Drawing with ancient ink

Posted for Mico Tatalovic

That you can extract ink from a 150 million old squid-like fossil and still use it to draw is pretty cool and so it caused a bit of a media frenzy this week.

Phil Wilby, a researcher at the British Geological Survey who is behind the discovery of the fossil and the subsequent drawing, ground the solidified, black ink from a fossil of an ancient squid like animal (Belemnotheutis antiquus) and then mixed it with ammonia to create a paint then used to draw a picture of the animal. This might suggest that the ancient ink has similar properties to modern ink, something that awaits confirmation from Yale University in America where it was sent for an in-depth chemical analysis, after which the results will be published.

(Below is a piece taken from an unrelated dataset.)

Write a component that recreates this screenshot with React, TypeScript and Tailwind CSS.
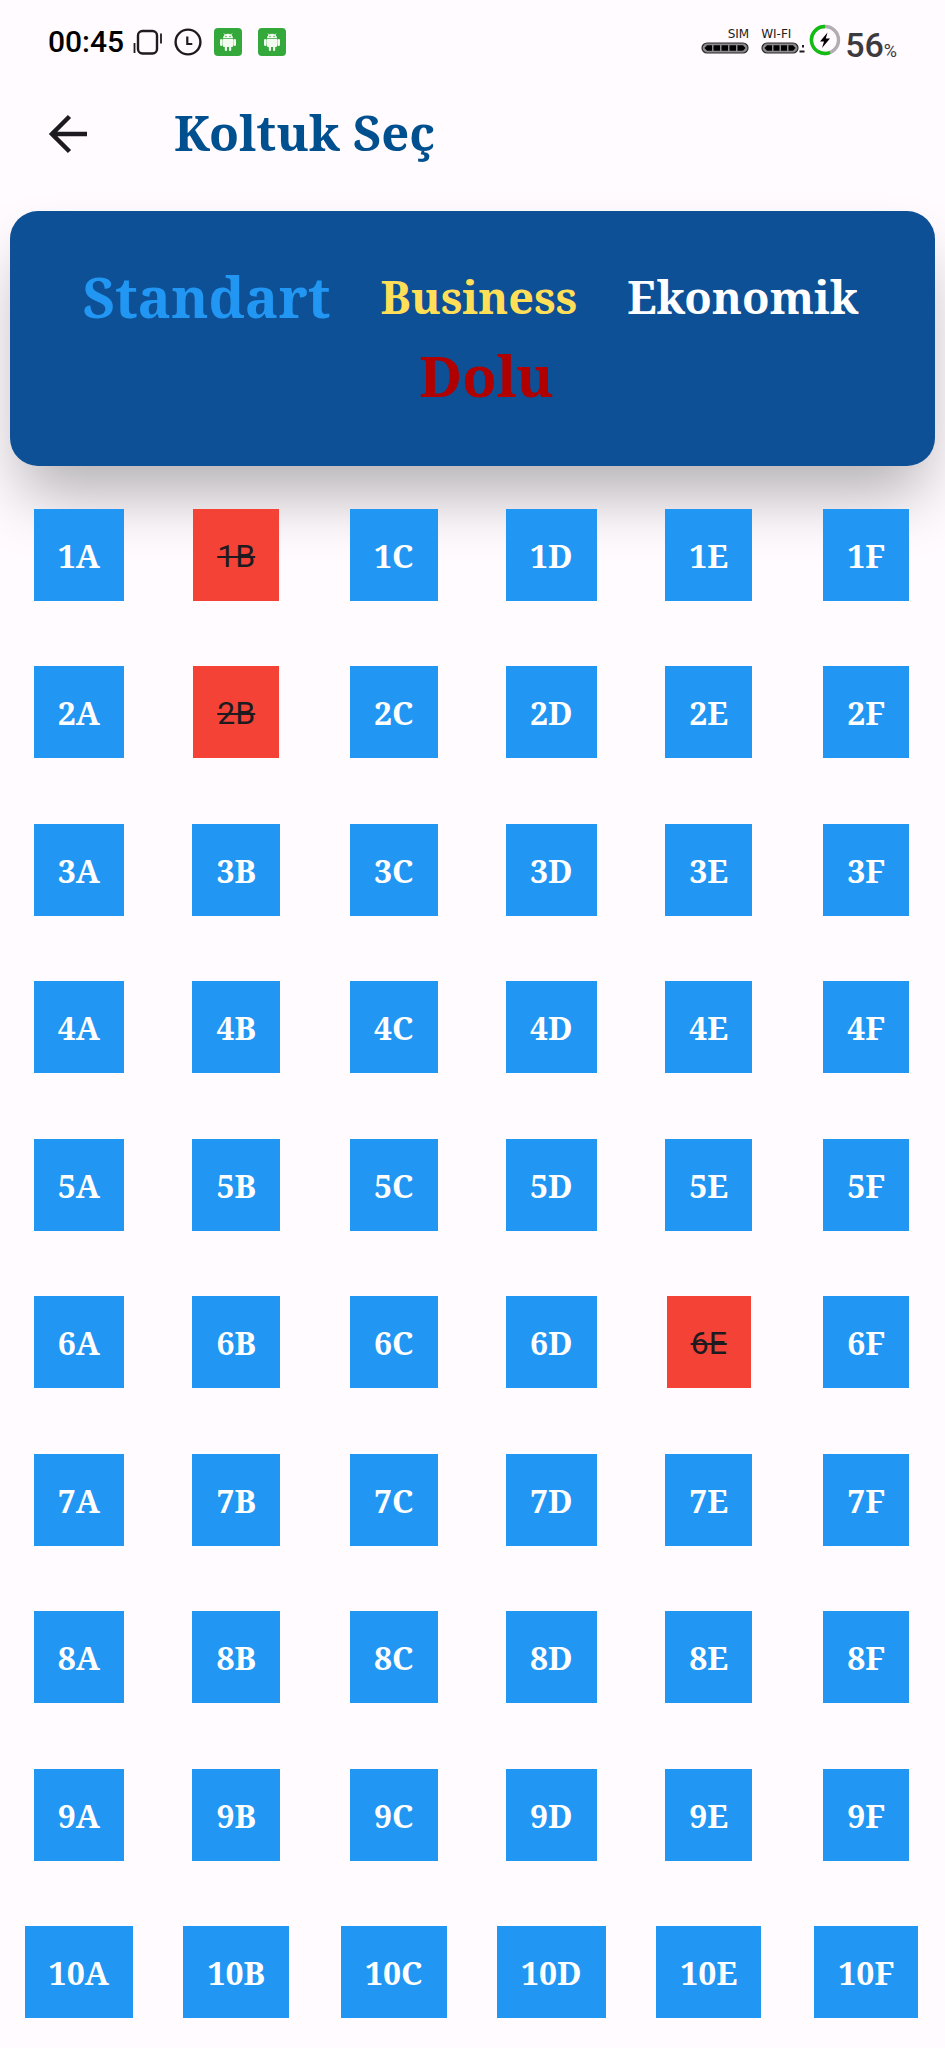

Wilby told Nature that “fossil cephalopod ink has been found in even older specimens (more than 300 million years old) and, counter intuitively, appears to be amongst the most frequently fossilised soft tissues.”

ink sack drawing.JPG


The fossil was discovered in the long lost Victorian excavation site in Trowbridge, UK, which was renowned for the abundance of soft-tissue fossils. After re-discovering the site, Wilby and his team reported their preliminary findings from a trial excavation in Geology Today last year.

It was, they write, a “Calamari killing-field”, where it is most likely that a lack of oxygen in the water caused a mass death of animals. This carion attracted predatory squid-like creatures that came to feed on the animals only to die themselves, often holding prey in their tentacles.

In Victorian times the site “yielded an incredible diversity of exquisitely preserved fossils, but became best known for the presence of coleoid cephalopods (belemnites and predominately soft-bodied, or ‘naked’, squid-like animals) with their entire soft-part anatomy preserved, including the muscular body, the ink sac, the fins and the arms replete with suckers and hooks.”

Wilby told the Daily Telegraph that the ink from this new ink sack “is similar to ink from a modern squid so we can write with it. I suppose we could theoretically use it for food colouring, too, but I don’t think I will try tasting it”.